-- PROBLEM TO WORK ON --
Write out the data again exactly, skipping every picture.

* START DATASET SECTION *

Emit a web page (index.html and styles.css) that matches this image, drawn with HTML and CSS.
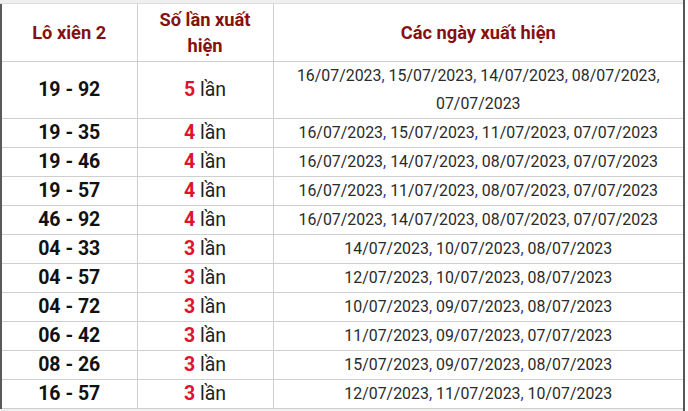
FILE: index.html
```html
<!DOCTYPE html>
<html lang="vi">
<head>
<meta charset="utf-8">
<link rel="stylesheet" href="styles.css">
</head>
<body>
<div class="frame">
  <div class="topband"></div>
  <table class="xien">
    <colgroup><col class="c1"><col class="c2"><col class="c3"></colgroup>
    <thead>
      <tr><th>Lô xiên 2</th><th>Số lần xuất<br>hiện</th><th>Các ngày xuất hiện</th></tr>
    </thead>
    <tbody>
      <tr class="tall"><td class="pair">19 - 92</td><td class="cnt"><b>5</b> lần</td><td class="dates">16/07/2023<i>,</i> 15/07/2023<i>,</i> 14/07/2023<i>,</i> 08/07/2023<i>,</i><br>07/07/2023</td></tr>
      <tr><td class="pair">19 - 35</td><td class="cnt"><b>4</b> lần</td><td class="dates">16/07/2023<i>,</i> 15/07/2023<i>,</i> 11/07/2023<i>,</i> 07/07/2023</td></tr>
      <tr><td class="pair">19 - 46</td><td class="cnt"><b>4</b> lần</td><td class="dates">16/07/2023<i>,</i> 14/07/2023<i>,</i> 08/07/2023<i>,</i> 07/07/2023</td></tr>
      <tr><td class="pair">19 - 57</td><td class="cnt"><b>4</b> lần</td><td class="dates">16/07/2023<i>,</i> 11/07/2023<i>,</i> 08/07/2023<i>,</i> 07/07/2023</td></tr>
      <tr><td class="pair">46 - 92</td><td class="cnt"><b>4</b> lần</td><td class="dates">16/07/2023<i>,</i> 14/07/2023<i>,</i> 08/07/2023<i>,</i> 07/07/2023</td></tr>
      <tr><td class="pair">04 - 33</td><td class="cnt"><b>3</b> lần</td><td class="dates">14/07/2023<i>,</i> 10/07/2023<i>,</i> 08/07/2023</td></tr>
      <tr><td class="pair">04 - 57</td><td class="cnt"><b>3</b> lần</td><td class="dates">12/07/2023<i>,</i> 10/07/2023<i>,</i> 08/07/2023</td></tr>
      <tr><td class="pair">04 - 72</td><td class="cnt"><b>3</b> lần</td><td class="dates">10/07/2023<i>,</i> 09/07/2023<i>,</i> 08/07/2023</td></tr>
      <tr><td class="pair">06 - 42</td><td class="cnt"><b>3</b> lần</td><td class="dates">11/07/2023<i>,</i> 09/07/2023<i>,</i> 07/07/2023</td></tr>
      <tr><td class="pair">08 - 26</td><td class="cnt"><b>3</b> lần</td><td class="dates">15/07/2023<i>,</i> 09/07/2023<i>,</i> 08/07/2023</td></tr>
      <tr><td class="pair">16 - 57</td><td class="cnt"><b>3</b> lần</td><td class="dates">12/07/2023<i>,</i> 11/07/2023<i>,</i> 10/07/2023</td></tr>
    </tbody>
  </table>
  <div class="bottomband"></div>
</div>
</body>
</html>
```
FILE: styles.css
```css
html, body {
  margin: 0;
  padding: 0;
  background: #fff;
}
body {
  font-family: Roboto, "Liberation Sans", sans-serif;
  color: #222;
}
.frame {
  width: 685px;
  height: 411px;
  overflow: hidden;
  border-right: 2px solid #555;
  box-sizing: border-box;
  background: #fff;
}
.topband {
  height: 4px;
  background: #efefef;
  border-bottom: 1px solid #dcdcdc;
  box-sizing: border-box;
}
.bottomband {
  height: 4px;
  background: #efefef;
}
.xien {
  width: 683px;
  border-collapse: collapse;
  border-left: 2px solid #5a5a5a;
  table-layout: fixed;
}
.c1 { width: 136px; }
.c2 { width: 136px; }
.c3 { width: auto; }
.xien th, .xien td {
  border: 1px solid #cfcfcf;
  text-align: center;
  vertical-align: middle;
  padding: 0;
}
.xien tr:first-child th { border-top: none; }
.xien th:first-child, .xien td:first-child { border-left: none; }
.xien th:last-child, .xien td:last-child { border-right: none; }
.xien th {
  height: 57px;
  font-size: 18.3px;
  font-weight: bold;
  color: #861010;
  line-height: 26px;
}
.xien td {
  height: 28px;
  line-height: 28px;
}
.xien tr.tall td { height: 55px; }
.pair {
  font-size: 19.5px;
  font-weight: bold;
  color: #111;
}
.cnt {
  font-size: 19.5px;
  color: #222;
}
.cnt b {
  color: #e0132b;
  font-weight: bold;
}
.dates {
  font-size: 15.9px;
  color: #2a2a2a;
}
.dates i {
  font-style: normal;
  color: #2e33a0;
}
```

* END DATASET SECTION *

-- ANSWER TO THE TASK --
Emit a web page (index.html and styles.css) that matches this image, drawn with HTML and CSS.
FILE: index.html
```html
<!DOCTYPE html>
<html lang="vi">
<head>
<meta charset="utf-8">
<link rel="stylesheet" href="styles.css">
</head>
<body>
<div class="frame">
  <div class="topband"></div>
  <table class="xien">
    <colgroup><col class="c1"><col class="c2"><col class="c3"></colgroup>
    <thead>
      <tr><th>Lô xiên 2</th><th>Số lần xuất<br>hiện</th><th>Các ngày xuất hiện</th></tr>
    </thead>
    <tbody>
      <tr class="tall"><td class="pair">19 - 92</td><td class="cnt"><b>5</b> lần</td><td class="dates">16/07/2023<i>,</i> 15/07/2023<i>,</i> 14/07/2023<i>,</i> 08/07/2023<i>,</i><br>07/07/2023</td></tr>
      <tr><td class="pair">19 - 35</td><td class="cnt"><b>4</b> lần</td><td class="dates">16/07/2023<i>,</i> 15/07/2023<i>,</i> 11/07/2023<i>,</i> 07/07/2023</td></tr>
      <tr><td class="pair">19 - 46</td><td class="cnt"><b>4</b> lần</td><td class="dates">16/07/2023<i>,</i> 14/07/2023<i>,</i> 08/07/2023<i>,</i> 07/07/2023</td></tr>
      <tr><td class="pair">19 - 57</td><td class="cnt"><b>4</b> lần</td><td class="dates">16/07/2023<i>,</i> 11/07/2023<i>,</i> 08/07/2023<i>,</i> 07/07/2023</td></tr>
      <tr><td class="pair">46 - 92</td><td class="cnt"><b>4</b> lần</td><td class="dates">16/07/2023<i>,</i> 14/07/2023<i>,</i> 08/07/2023<i>,</i> 07/07/2023</td></tr>
      <tr><td class="pair">04 - 33</td><td class="cnt"><b>3</b> lần</td><td class="dates">14/07/2023<i>,</i> 10/07/2023<i>,</i> 08/07/2023</td></tr>
      <tr><td class="pair">04 - 57</td><td class="cnt"><b>3</b> lần</td><td class="dates">12/07/2023<i>,</i> 10/07/2023<i>,</i> 08/07/2023</td></tr>
      <tr><td class="pair">04 - 72</td><td class="cnt"><b>3</b> lần</td><td class="dates">10/07/2023<i>,</i> 09/07/2023<i>,</i> 08/07/2023</td></tr>
      <tr><td class="pair">06 - 42</td><td class="cnt"><b>3</b> lần</td><td class="dates">11/07/2023<i>,</i> 09/07/2023<i>,</i> 07/07/2023</td></tr>
      <tr><td class="pair">08 - 26</td><td class="cnt"><b>3</b> lần</td><td class="dates">15/07/2023<i>,</i> 09/07/2023<i>,</i> 08/07/2023</td></tr>
      <tr><td class="pair">16 - 57</td><td class="cnt"><b>3</b> lần</td><td class="dates">12/07/2023<i>,</i> 11/07/2023<i>,</i> 10/07/2023</td></tr>
    </tbody>
  </table>
  <div class="bottomband"></div>
</div>
</body>
</html>
```
FILE: styles.css
```css
html, body {
  margin: 0;
  padding: 0;
  background: #fff;
}
body {
  font-family: Roboto, "Liberation Sans", sans-serif;
  color: #222;
}
.frame {
  width: 685px;
  height: 411px;
  overflow: hidden;
  border-right: 2px solid #555;
  box-sizing: border-box;
  background: #fff;
}
.topband {
  height: 4px;
  background: #efefef;
  border-bottom: 1px solid #dcdcdc;
  box-sizing: border-box;
}
.bottomband {
  height: 4px;
  background: #efefef;
}
.xien {
  width: 683px;
  border-collapse: collapse;
  border-left: 2px solid #5a5a5a;
  table-layout: fixed;
}
.c1 { width: 136px; }
.c2 { width: 136px; }
.c3 { width: auto; }
.xien th, .xien td {
  border: 1px solid #cfcfcf;
  text-align: center;
  vertical-align: middle;
  padding: 0;
}
.xien tr:first-child th { border-top: none; }
.xien th:first-child, .xien td:first-child { border-left: none; }
.xien th:last-child, .xien td:last-child { border-right: none; }
.xien th {
  height: 57px;
  font-size: 18.3px;
  font-weight: bold;
  color: #861010;
  line-height: 26px;
}
.xien td {
  height: 28px;
  line-height: 28px;
}
.xien tr.tall td { height: 55px; }
.pair {
  font-size: 19.5px;
  font-weight: bold;
  color: #111;
}
.cnt {
  font-size: 19.5px;
  color: #222;
}
.cnt b {
  color: #e0132b;
  font-weight: bold;
}
.dates {
  font-size: 15.9px;
  color: #2a2a2a;
}
.dates i {
  font-style: normal;
  color: #2e33a0;
}
```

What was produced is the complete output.